Yes, I’m not ashamed to say it – I love the Puritans! Their commitment to godly living and the theological writings and sermons they have left behind are a rich treasure chest for Christian influence. I know they get a bad rap nowadays, but to the average critic, everything boils down to a short period of time in a concentrated area commonly known as the Salem Witch Trials. So when my youngest daughter was asked to write a paper on this topic, I did some research of my own to unearth the truth. In a nutshell, here’s what I concluded as it pertains to this singular event.
1. While many believe the witch trials tended to characterize the entire New England Puritan movement, the reality is they only happened during a short period of time (February 1692 – May 1693), executing 20 people and occurring in a few towns in one geographical location (most notably, Salem). Overall, this was far from being the norm to depict the whole Puritan era.
2. While convicted witches in Europe were burned at the stake for heresy, all those who were sentenced to death in New England we hanged (except Giles Corey who was crushed because he refused to enter a plea). While rarely enacted, the law of the land in Colonial America was that witchcraft was punishable by death by hanging.

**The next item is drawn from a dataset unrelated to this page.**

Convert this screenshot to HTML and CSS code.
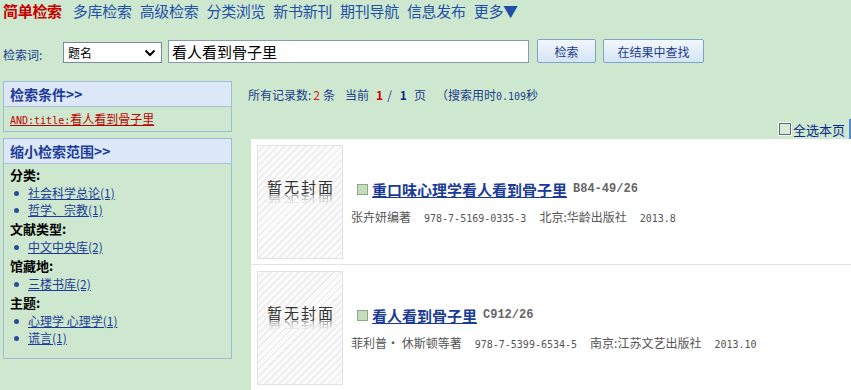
FILE: index.html
```html
<!DOCTYPE html>
<html lang="zh-CN">
<head>
<meta charset="utf-8">
<title>简单检索</title>
<link rel="stylesheet" href="styles.css">
</head>
<body>
<nav class="nav">
  <a class="nav-item active">简单检索</a>
  <a class="nav-item">多库检索</a>
  <a class="nav-item">高级检索</a>
  <a class="nav-item">分类浏览</a>
  <a class="nav-item">新书新刊</a>
  <a class="nav-item">期刊导航</a>
  <a class="nav-item">信息发布</a>
  <a class="nav-item">更多▼</a>
</nav>

<form class="search">
  <label class="search-label">检索词:</label>
  <div class="select"><span>题名</span><svg width="12" height="10" viewBox="0 0 12 10"><path d="M1.5 2.5 L6 7 L10.5 2.5" fill="none" stroke="#000" stroke-width="2"/></svg></div>
  <div class="input">看人看到骨子里</div>
  <button type="button" class="btn btn-search">检索</button>
  <button type="button" class="btn btn-within">在结果中查找</button>
</form>

<div class="main">
  <aside class="side">
    <section class="panel">
      <h3 class="panel-head">检索条件&gt;&gt;</h3>
      <div class="panel-body cond"><a class="cond-link"><span class="mono">AND:title:</span>看人看到骨子里</a></div>
    </section>
    <section class="panel panel-narrow">
      <h3 class="panel-head">缩小检索范围&gt;&gt;</h3>
      <div class="panel-body facets">
        <div class="facet-title">分类:</div>
        <ul class="facet-list">
          <li><a>社会科学总论(1)</a></li>
          <li><a>哲学、宗教(1)</a></li>
        </ul>
        <div class="facet-title">文献类型:</div>
        <ul class="facet-list">
          <li><a>中文中央库(2)</a></li>
        </ul>
        <div class="facet-title">馆藏地:</div>
        <ul class="facet-list">
          <li><a>三楼书库(2)</a></li>
        </ul>
        <div class="facet-title">主题:</div>
        <ul class="facet-list">
          <li><a>心理学 心理学(1)</a></li>
          <li><a>谎言(1)</a></li>
        </ul>
      </div>
    </section>
  </aside>

  <section class="results">
    <div class="summary"><span>所有记录数:</span><span class="red s-num">2</span><span class="s-tiao">条</span><span class="s-cur">当前</span><b class="red s-p1">1</b><span class="s-slash">/</span><b class="navy s-p2">1</b><span class="s-ye">页</span><span class="s-time">（搜索用时<span class="mono">0.109</span>秒</span></div>
    <div class="toolbar"><label class="select-all"><span class="box"></span>全选本页</label></div>
    <div class="list">
      <div class="item">
        <div class="cover"><span class="cover-text" data-r="暂无封面">暂无封面</span></div>
        <div class="info">
          <div class="title-row"><span class="mark"></span><a class="title">重口味心理学看人看到骨子里</a><span class="callno">B84-49/26</span></div>
          <div class="meta"><span>张卉妍编著</span><span class="mono">978-7-5169-0335-3</span><span>北京:华龄出版社</span><span class="mono">2013.8</span></div>
        </div>
      </div>
      <div class="item">
        <div class="cover"><span class="cover-text" data-r="暂无封面">暂无封面</span></div>
        <div class="info">
          <div class="title-row"><span class="mark"></span><a class="title">看人看到骨子里</a><span class="callno">C912/26</span></div>
          <div class="meta"><span>菲利普· 休斯顿等著</span><span class="mono">978-7-5399-6534-5</span><span>南京:江苏文艺出版社</span><span class="mono">2013.10</span></div>
        </div>
      </div>
    </div>
  </section>
</div>
</body>
</html>
```

FILE: styles.css
```css
* { box-sizing: border-box; }
html, body { margin: 0; padding: 0; }
body {
  background: #cde8cf;
  font-family: "Noto Sans CJK SC", "DejaVu Sans", sans-serif;
  font-size: 12px;
  color: #1c3c8c;
  width: 851px;
  height: 390px;
  overflow: hidden;
}
a { cursor: pointer; }
.mono { font-family: "DejaVu Sans Mono", "Liberation Mono", monospace; font-size: 10px; }

.nav {
  display: flex;
  gap: 8px;
  padding-left: 3px;
  height: 22px;
  align-items: center;
}
.nav-item {
  font-size: 15px;
  line-height: 22px;
  color: #1f50a8;
  letter-spacing: -0.3px;
}
.nav-item.active { color: #c80000; font-weight: bold; margin-right: 3px; }

.search {
  display: flex;
  align-items: center;
  height: 26px;
  margin-top: 16px;
  padding-left: 3px;
}
.search-label { color: #1c3c8c; font-size: 12px; width: 60px; padding-top: 6px; }
.select {
  width: 99px; height: 21px;
  border: 1px solid #7a8a9a;
  background: #fff;
  display: flex; align-items: center; justify-content: space-between;
  padding: 0 5px 0 4px;
  font-size: 12px; color: #000;
  margin-top: 3px;
}
.input {
  margin-left: 6px;
  width: 361px; height: 23px;
  border: 1px solid #8a9aa8;
  background: #fff;
  font-size: 15px; color: #000;
  line-height: 21px;
  padding-left: 3px;
}
.btn {
  height: 24px;
  border: 1px solid #7ea4cc;
  border-radius: 2px;
  background: linear-gradient(#f2f7fc, #d5e4f4);
  color: #1c3c8c;
  font-family: inherit;
  font-size: 12px;
  padding: 0;
  margin-left: 8px;
}
.btn-search { width: 59px; }
.btn-within { width: 101px; margin-left: 7px; }

.main {
  display: flex;
  margin-top: 17px;
}
.side { width: 229px; margin-left: 3px; }
.panel {
  border: 1px solid #9fbcd6;
  margin-bottom: 6px;
}
.panel-head {
  margin: 0;
  height: 25px;
  background: #dce8f8;
  border-bottom: 1px solid #a8c2da;
  color: #1c3c98;
  font-size: 14px;
  font-weight: bold;
  line-height: 24px;
  padding-left: 6px;
}
.cond { height: 24px; padding-left: 6px; line-height: 24px; }
.cond-link { color: #c00000; text-decoration: underline; font-size: 12px; }
.cond-link .mono { font-size: 10px; }
.facets { padding: 2px 0 10px 6px; }
.facet-title { color: #000; font-weight: bold; font-size: 13px; line-height: 18px; }
.facet-list { margin: 0 0 2px 0; padding: 0 0 0 18px; list-style: none; }
.facet-list li { position: relative; line-height: 17px; }
.facet-list li::before {
  content: ""; position: absolute; left: -14px; top: 7px;
  width: 5px; height: 5px; border-radius: 50%; background: #2a4c9c;
}
.facet-list a { color: #1c3c98; text-decoration: underline; font-size: 12px; }

.results { flex: 1; margin-left: 16px; display: flex; flex-direction: column; }
.summary {
  display: flex; align-items: baseline;
  color: #1c3c8c; font-size: 12px; line-height: 16px; margin-top: 6px;
}
.summary .s-num { margin-left: 2px; }
.summary .s-tiao { margin-left: 3px; }
.summary .s-cur { margin-left: 10px; }
.summary .s-p1 { margin-left: 7px; }
.summary .s-slash { margin-left: 4px; }
.summary .s-p2 { margin-left: 8px; }
.summary .s-ye { margin-left: 7px; }
.summary .s-time { margin-left: 10px; }
.summary .red { color: #d02020; }
.summary b.red { color: #d00000; }
.summary .navy { color: #0a2a8a; }
.summary .mono { font-size: 10px; }
.toolbar {
  display: flex; justify-content: flex-end;
  height: 20px;
  margin-top: 14px;
  border-right: 2px solid #5a8ad0;
  padding-right: 4px;
}
.select-all { display: flex; align-items: center; font-size: 13px; color: #0a2a8a; }
.select-all .box {
  width: 12px; height: 12px; border: 1px solid #667; background: #d6ecd8;
  outline: 1px solid #f4fbf4; margin-right: 2px;
}
.list {
  background: #fff;
  margin-left: 3px;
  margin-top: 0;
  border-bottom: 2px solid #b8c8dc;
}
.item {
  display: flex;
  padding: 6px;
  border-bottom: 1px solid #e2e2e2;
  height: 126px;
}
.item:last-child { border-bottom: none; height: 126px; }
.cover {
  width: 86px; height: 114px;
  border: 1px solid #e2e2e2;
  background: repeating-linear-gradient(135deg, #fbfbfb 0 3px, #efefef 3px 5px);
  display: flex; flex-direction: column; align-items: center;
  padding-top: 32px;
}
.cover-text {
  position: relative;
  font-size: 15px; color: #333; letter-spacing: 2px; line-height: 18px; padding-left: 2px;
}
.cover-text::after {
  content: attr(data-r);
  position: absolute; left: 2px; top: 15px;
  height: 18px;
  color: #777;
  transform: scaleY(-1);
  -webkit-mask-image: linear-gradient(to top, rgba(0,0,0,0.9) 0%, rgba(0,0,0,0) 60%);
  mask-image: linear-gradient(to top, rgba(0,0,0,0.9) 0%, rgba(0,0,0,0) 60%);
  pointer-events: none;
}
.info { margin-left: 8px; padding-top: 33px; }
.title-row { display: flex; align-items: center; height: 22px; margin-left: 6px; }
.mark { width: 11px; height: 11px; background: #c4deba; border: 1px solid #8aa88a; margin-right: 4px; }
.title { color: #1a3a9a; font-size: 15px; font-weight: bold; text-decoration: underline; }
.callno { margin-left: 6px; font-family: "Liberation Mono", monospace; font-weight: bold; font-size: 12px; color: #666; }
.meta { display: flex; gap: 13px; margin-top: 9px; color: #555; font-size: 12px; line-height: 16px; align-items: baseline; }
```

3. Tension was high for the people of this time. The new colony in Salem was just settled in 1628. There was a war going on with France, a constitutional crisis in England, constant fear of Indian attacks, an increase in arriving refugees and a recent small pox outbreak. Add to this a newer charter invoked from Charles II in 1691 replacing their original one that gave the Puritans less religious freedom. The newer charter led to fears that they were facing religious persecution. Freedom from religious persecution was the very reason they risked their lives in their departure from England.
4. So with the community on edge and overly defensive to preserve their spiritual heritage, the stage was set to make rash choices. Therefore after strange physical abnormalities were discovered among some teenaged girls, demonic activity was deemed the culprit that was threatening their religious culture and bringing on the wrath of God. They determined that witchcraft was something that must be eradicated for their society to survive.
5. On March 1st, three women were arrested. One of them confessed that they had been approached by Satan and all three agreed to serve him as witches. This confession ignited the overzealous hunt for additional witches in an effort to completely eliminate this influence from their community.
6. Eventually opposition from others in the community (even many noted pastors) against the witch trials began to rise. The masses feared that the innocent were being executed and the means to obtain guilty verdicts (such as “spectral evidence” based on dreams and vision and the appearance of strange moles on the body) were dubious.
7. When the Puritans realized the wrongdoing of their ways they turned from their errors and instituted a colony-wide “Day of Pray and Fasting” in 1697. Reverend Increase Mather stated, “It were better than ten suspected witches should escape than one innocent person should be condemned.” All societies have made mistakes and the witch trials (although they occurred only among a small group) were a blemish on the Puritan record. However, it must be noted that the Puritans acknowledged their sin and repented within their own generation.
8. While it was fellow Puritans that opposed the trials, it must be stressed that the community opposed the way in which the trials were conducted based upon insufficient evidence. They did not oppose the fact that witchcraft was a sin against God Almighty (Ex. 22:18; Dt. 18:10) and something that was not desired in their community.
9. If the Puritans were indeed trying to establish a theocracy like ancient Israel in the New World, the capital punishment of witches is supported in the Mosaic Law.
10. As a whole, they were far from being the simple-minded, uneducated, overreacting, unlawful, superstitious individuals that later generations have tended to characterize them. The Puritans left behind some of the most profound and intellectual expositions of Scripture. They are models for godly and orderly living. And Puritanism, contrary to the beliefs of many, continued to flourish for decades after the witch trials.